Aside from the inability of RIM to adapt to the changes in its external environment, management issues also plague the company. “…RIM during the past year portray a company that has grown unwieldy and unorganized, and where conflicting opinions and a lack of clear direction compound an already difficult situation” (Castaldo, 2012). Stockholders in the company were at a standoff, debating over the distribution of powers in the company. The stockholders debated whether the Blackberry brand should operate independently from RIM. The division in the company led to chaos, preventing the organization from moving forward and facing one of the major issues that it needs to address – its finances. At present time, the market is still unclear about the direction of RIM. While some speculate that RIM is about to dissolve in the coming year, others remain optimistic that the company would still be able to find a turning point for the organization.
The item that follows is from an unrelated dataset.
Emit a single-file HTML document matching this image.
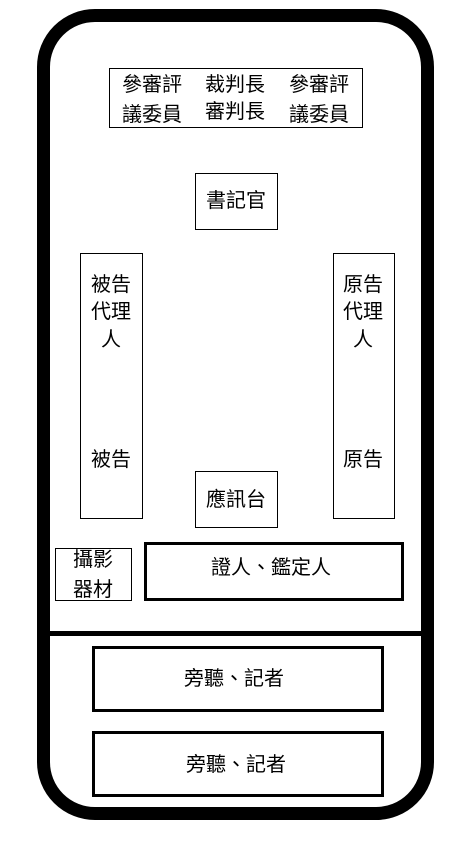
<!DOCTYPE html>
<html><head><meta charset="utf-8"><style>
body{margin:0;width:462px;height:843px;background:#fff;position:relative;overflow:hidden;font-family:"Liberation Sans","Noto Sans CJK TC",sans-serif;color:#000}
.b{position:absolute;box-sizing:border-box;border:1px solid #000;background:#fff}
.t{position:absolute;font-size:20px;line-height:22px;white-space:nowrap}
</style></head><body>
<div style="position:absolute;left:37px;top:9px;width:397px;height:811px;box-sizing:border-box;border:13px solid #000;border-radius:58px"></div>
<div style="position:absolute;left:37px;top:631px;width:397px;height:5px;background:#000"></div>

<div class="b" style="left:109px;top:68px;width:254px;height:60px"></div>
<div class="t" style="left:122px;top:74px">參審評</div>
<div class="t" style="left:205px;top:74px">裁判長</div>
<div class="t" style="left:289px;top:74px">參審評</div>
<div class="t" style="left:122px;top:104px">議委員</div>
<div class="t" style="left:205px;top:101px">審判長</div>
<div class="t" style="left:289px;top:104px">議委員</div>

<div class="b" style="left:195px;top:173px;width:83px;height:57px"></div>
<div class="t" style="left:206px;top:190px">書記官</div>

<div class="b" style="left:80px;top:253px;width:63px;height:266px"></div>
<div class="t" style="left:91px;top:274px">被告</div>
<div class="t" style="left:91px;top:301px">代理</div>
<div class="t" style="left:101px;top:329px">人</div>
<div class="t" style="left:91px;top:449px">被告</div>

<div class="b" style="left:333px;top:253px;width:62px;height:266px"></div>
<div class="t" style="left:343px;top:274px">原告</div>
<div class="t" style="left:343px;top:301px">代理</div>
<div class="t" style="left:353px;top:329px">人</div>
<div class="t" style="left:343px;top:449px">原告</div>

<div class="b" style="left:195px;top:471px;width:83px;height:57px"></div>
<div class="t" style="left:206px;top:489px">應訊台</div>

<div class="b" style="left:55px;top:548px;width:77px;height:53px"></div>
<div class="t" style="left:73px;top:549px">攝影</div>
<div class="t" style="left:73px;top:579px">器材</div>

<div class="b" style="left:144px;top:542px;width:260px;height:59px;border-width:3px"></div>
<div class="t" style="left:211px;top:557px">證人、鑑定人</div>

<div class="b" style="left:92px;top:646px;width:292px;height:66px;border-width:3px"></div>
<div class="t" style="left:184px;top:668px">旁聽、記者</div>
<div class="b" style="left:92px;top:731px;width:292px;height:66px;border-width:3px"></div>
<div class="t" style="left:186px;top:754px">旁聽、記者</div>
</body></html>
The growth of RIM through the years illustrates the importance of business elements, especially within an organization’s external environment, in shaping business decisions and direction. When RIM introduced Blackberry phones as a solution to the problem of wireless communication for businessmen, the company gained a large market share because it was able to provide a unique product and service that appealed to a specific target market. However, the company failed to maintain its innovative streak by ignoring the signs of change and transition. Moreover, chaos at the top-management level, poor project management, research and development, product development, and operations caused problems for the organization, leading to significant losses and poor financial performance. RIM could have prevented its downfall if the company was able to consider the impact of external factors, specifically social factors, on market demand, integrate trends in the industry to product development plans, and develop a contingency plan in case of rapid transition.